Adaptive Estimation in Functional Linear Models

Abstract

We consider the nonparametric estimation of the slope function in functional linear regression, where scalar responses are modeled in dependence of random functions. The theory in this presentation covers both the estimation of the slope function or its derivatives (global case) as well as the estimation of a linear functional of the slope function (local case). We propose an estimator of the slope function which is based on a dimension reduction and additional thresholding. Moreover, in the local case replacing the unknown slope function by this estimator we obtain a plug-in estimator of the value of a linear functional evaluated at the slope. It is shown that in both the global and the local case these estimators can attain minimax optimal rates of convergence. The estimator of the slope function, however, requires an optimal choice of a tuning parameter with regard to certain characteristics of the slope function and the covariance operator associated with the functional regressor.

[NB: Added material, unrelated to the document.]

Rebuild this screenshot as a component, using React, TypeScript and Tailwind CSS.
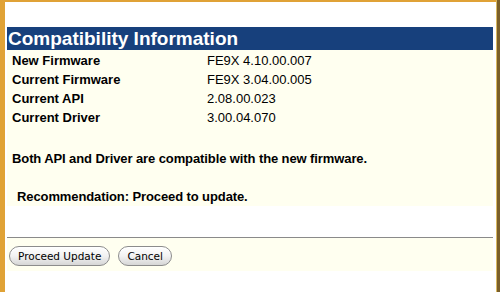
export default function App() {
  const rows = [
    ["New Firmware", "FE9X 4.10.00.007"],
    ["Current Firmware", "FE9X 3.04.00.005"],
    ["Current API", "2.08.00.023"],
    ["Current Driver", "3.00.04.070"],
  ];
  const btn =
    "h-[20px] px-[8px] rounded-full border border-[#8c8c8c] bg-gradient-to-b from-white via-[#f2f2f2] to-[#d6d6d6] text-[10.5px] text-black leading-none shadow-[inset_0_1px_0_#fff]";
  return (
    <div
      className="w-[500px] h-[292px] flex bg-white overflow-hidden"
      style={{ fontFamily: '"Liberation Sans", Arial, sans-serif' }}
    >
      <div className="w-[5px] bg-[#e0a236]" />
      <div className="flex-1 flex flex-col">
        <div className="h-[2px] bg-[#e0a236]" />
        <div className="flex-1 flex flex-col pl-[2px] pr-[3px]">
          <div className="h-[25px]" />
          <div className="h-[23px] bg-[#17407c] text-white font-bold text-[19px] leading-[23px] pl-[1px]">
            Compatibility Information
          </div>
          <div className="bg-[#fffff0] flex flex-col pt-[1px]">
            {rows.map(([k, v]) => (
              <div key={k} className="flex h-[19px] items-center text-[13px] text-black">
                <div className="w-[200px] pl-[5px] font-bold">{k}</div>
                <div>{v}</div>
              </div>
            ))}
            <div className="h-[22px]" />
            <div className="h-[19px] flex items-center pl-[5px] text-[13px] font-bold tracking-[-0.1px]">
              Both API and Driver are compatible with the new firmware.
            </div>
            <div className="h-[19px]" />
            <div className="h-[19px] flex items-center pl-[10px] text-[13px] font-bold tracking-[-0.1px]">
              Recommendation: Proceed to update.
            </div>
          </div>
          <div className="h-[31px]" />
          <div className="h-px bg-[#8a8a8a]" />
          <div className="bg-[#fffff0] pt-[8px] pb-[5px] flex items-center gap-[8px] pl-[2px]">
            <button className={btn} style={{ fontFamily: '"DejaVu Sans", sans-serif' }}>
              Proceed Update
            </button>
            <button className={btn} style={{ fontFamily: '"DejaVu Sans", sans-serif' }}>
              Cancel
            </button>
          </div>
          <div className="flex-1" />
        </div>
      </div>
      <div className="w-[4px] flex">
        <div className="w-[1px] bg-[#d9b860]" />
        <div className="flex-1 bg-[#7a5f2a]" />
      </div>
    </div>
  );
}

As these are unknown in practice, we investigate a fully data-driven choice of the tuning parameter which combines model selection and Lepski’s method and is inspired by the recent work of Goldenshluger and Lepski [2011]. It is shown that the adaptive estimator with data-driven choice of the dimension parameter can attain the lower minimax risk bound in the global case up to a constant and in the local case up to a logarithmic factor, and this over a variety of classes of slope functions and covariance operators.